This week on Does Not Compute, Daniel Kreiss answered this question in conversation with former Facebook employee Katie Harbath and CITAP’s own Tressie McMillan Cottom. They talked about the role of “efficiency machines” in social spaces and what guardrails might allow social media platforms to serve as effective stewards of democracy.
“We conflate like what's good for the platform with what's good for activism and political life because the platforms, again, encouraged us to think of them that way. They're not doubling down on their structure because it's good for democracy. They're doubling down on it because it's very profitable.”
— Tressie McMillan Cottom
Dr. Kreiss revisited these same topics in an interview with Nancy Scola in her Slow Build newsletter:
“The problem is that if polarization is your foremost concern, you're not analyzing structural inequality. And any group that's pushing to achieve equality is automatically dismissed as being polarizing because it’s threatening the status quo.”
The interview also delves into identity propaganda, the potential for race-conscious moderation policies, and the benefits of analog productivity tools.
Sean Combs as a proto-influencer
Tressie McMillan Cottom interviewed Sean Combs for the cover story of Vanity Fair’s September issue, exploring his status as an influencer before the term, an entrepreneur who anticipated both the visuals and the lifestyle consumption of the influencer era.
Combs’s story is a hood Horatio Alger tale. He started from the bottom and now he is here, as it were. It was a hero’s tale that made sense for where the culture was in 1999, even where it was in 2005. The 15 years before the 2008 Great Recession were a period of unbridled economic optimism. It was the era of the hustle, and Black youth culture translated it into an ethos, an identity, and an ideology.
State regulations of political speech
In partnership with the UNC Center for Media Law and Policy, CITAP released a new report by David Ardia and Evan Ringel summarizing state regulations on political speech.
Political speech has long been viewed as residing at the core of the First Amendment’s protections for speech. Yet it has become increasingly clear that lies and other forms of misinformation associated with elections are corrosive to democracy. The surprising number of state statutes already on the books clearly demonstrate that state legislatures see a problem that needs to be addressed.

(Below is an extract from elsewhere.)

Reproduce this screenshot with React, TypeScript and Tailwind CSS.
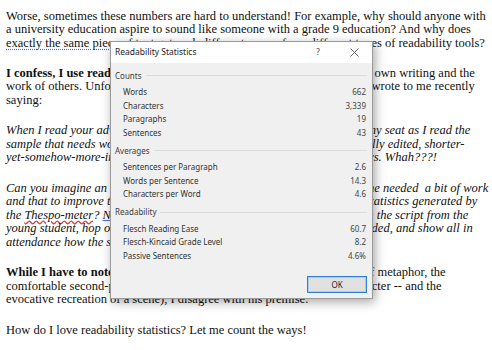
import React from 'react';

function Line({ children }: { children: React.ReactNode }) {
  return <div className="whitespace-nowrap h-[13.6px] leading-[13.6px]">{children}</div>;
}

function Para({ children, italic }: { children: React.ReactNode; italic?: boolean }) {
  return <div className={italic ? 'italic mb-[16.6px]' : 'mb-[16.6px]'}>{children}</div>;
}

type Row = [string, string];

function Section({ title, rows }: { title: string; rows: Row[] }) {
  return (
    <div>
      <div className="flex items-center h-[13px]">
        <span className="text-[#3c3c3c]">{title}</span>
        <div className="flex-1 h-px bg-[#dcdcdc] ml-[4px]"></div>
      </div>
      <div className="pt-[3.25px]">
        {rows.map(([label, value]) => (
          <div key={label} className="flex justify-between items-center h-[13.5px] pl-[8px] pr-[1px]">
            <span className="text-[#333]">{label}</span>
            <span className="text-[#444]">{value}</span>
          </div>
        ))}
      </div>
    </div>
  );
}

export default function App() {
  return (
    <div className="relative w-[492px] h-[350px] overflow-hidden bg-white">
      {/* document behind the dialog */}
      <div className="pt-[9.5px] pl-[6px] text-[12.5px] text-[#111] font-['Liberation_Serif','Times_New_Roman',serif]">
        <Para>
          <Line>Worse, sometimes these numbers are hard to understand! For example, why should anyone with</Line>
          <Line>a university education aspire to sound like someone with a grade 9 education? And why does</Line>
          <Line>
            <span className="underline decoration-dotted decoration-[#5a7bd0] underline-offset-2">exactly the same piece</span> of text get such different scores from different types of readability tools?
          </Line>
        </Para>
        <Para>
          <Line>
            <b>I confess, I use readability statistics.</b> I often use them to gauge both my own writing and the
          </Line>
          <Line>work of others. Unfortunately, a younger reader, who disagrees with me, wrote to me recently</Line>
          <Line>saying:</Line>
        </Para>
        <Para italic>
          <Line>When I read your advice columns last Tuesday, I almost fell right out of my seat as I read the</Line>
          <Line>sample that needs work, compared with the examples of your professionally edited, shorter-</Line>
          <Line>yet-somehow-more-incomprehensible version that has way better statistics. Whah???!</Line>
        </Para>
        <Para italic>
          <Line>Can you imagine an old-timey theatre director telling Shakespeare, that he needed&nbsp; a bit of work</Line>
          <Line>and that to improve the play he should then try to match the readability statistics generated by</Line>
          <Line>
            the <span className="underline decoration-wavy decoration-[#d04040]">Thespo-meter</span>?{' '}
            <span className="underline decoration-[#4a6fd0]">No</span>, the wise old director would simply have just taken the script from the
          </Line>
          <Line>young student, hop onto the stage, and perform it, just as it had been handed, and show all in</Line>
          <Line>attendance how the scene should be played.</Line>
        </Para>
        <Para>
          <Line>
            <b>While I have to note that</b> the younger letter writer made excellent use of metaphor, the
          </Line>
          <Line>comfortable second-person point of view and a very dramatic main character -- and the</Line>
          <Line>evocative recreation of a scene), I disagree with his premise.</Line>
        </Para>
        <Para>
          <Line>How do I love readability statistics? Let me count the ways!</Line>
        </Para>
      </div>

      {/* Readability Statistics dialog */}
      <div className="absolute left-[110px] top-[41px] w-[263px] h-[258px] border border-[#9a9a9a] bg-[#f0f0f0] shadow-[2px_3px_10px_rgba(0,0,0,0.35)] flex flex-col font-['Noto_Sans','Open_Sans',sans-serif] text-[8px]">
        <div className="h-[21px] bg-white flex items-center pl-[4px] pr-[4px] shrink-0">
          <span className="flex-1 text-[8.5px] text-[#1a1a1a]">Readability Statistics</span>
          <span className="w-[20px] text-center text-[8.5px] text-[#555]">?</span>
          <div className="w-[28px] ml-[12px] flex justify-center">
            <svg width="9" height="9" viewBox="0 0 9 9">
              <path d="M0.5 0.5 L8.5 8.5 M8.5 0.5 L0.5 8.5" stroke="#555" strokeWidth="0.9" fill="none" />
            </svg>
          </div>
        </div>
        <div className="flex-1 flex flex-col pt-[6px] pl-[4px] pr-[5px] pb-[5px]">
          <div className="flex flex-col gap-[4.75px]">
            <Section
              title="Counts"
              rows={[
                ['Words', '662'],
                ['Characters', '3,339'],
                ['Paragraphs', '19'],
                ['Sentences', '43'],
              ]}
            />
            <Section
              title="Averages"
              rows={[
                ['Sentences per Paragraph', '2.6'],
                ['Words per Sentence', '14.3'],
                ['Characters per Word', '4.6'],
              ]}
            />
            <Section
              title="Readability"
              rows={[
                ['Flesch Reading Ease', '60.7'],
                ['Flesch-Kincaid Grade Level', '8.2'],
                ['Passive Sentences', '4.6%'],
              ]}
            />
          </div>
          <div className="mt-auto flex justify-end">
            <div className="w-[60px] h-[17px] border border-[#2f7fd2] bg-[#e1e1e1] shadow-[inset_0_0_0_1px_#a9cdef] flex items-center justify-center text-[#222]">
              OK
            </div>
          </div>
        </div>
      </div>
    </div>
  );
}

What they found is that these election-speech statutes deviate significantly from longstanding theories of liability for false speech. First, the statutes cover a broader range of speech than has traditionally been subject to government restriction: the statutes cover everything from merely derogatory statements about candidates (defamation requires false statements that create a degree of moral opprobrium) to false information about ballot measures, voting procedures, and incumbency. Second, a substantial number of the statutes impose liability regardless of whether the speaker knew the information was false or acted negligently.
New affiliates!
CITAP welcomed our 2021-22 affiliate cohort this week. We’re incredibly excited by the talent and diversity of this year’s community, and we're eager to begin featuring their work in this newsletter.
This year’s affiliates represent institutions spanning the Research Triangle and the globe, including North Carolina Central University, Stanford, Princeton, ITESO University (Mexico), and Oxford. They bring expertise in mis- and disinformation, health communication, surveillance, public policy, far-right media ecosystems, and more.
Countering donor influence at UNC
NC Policy Watch continues to cover Walter Hussman’s influence at UNC, including a new investigation into how a donor agreement was published by the News & Observer:
On Wednesday, the Foundation for Individual Rights in Education (FIRE) sent a letter to Chancellor Kevin Guskiewicz warning that the investigation appears to be violating the First Amendment rights of faculty.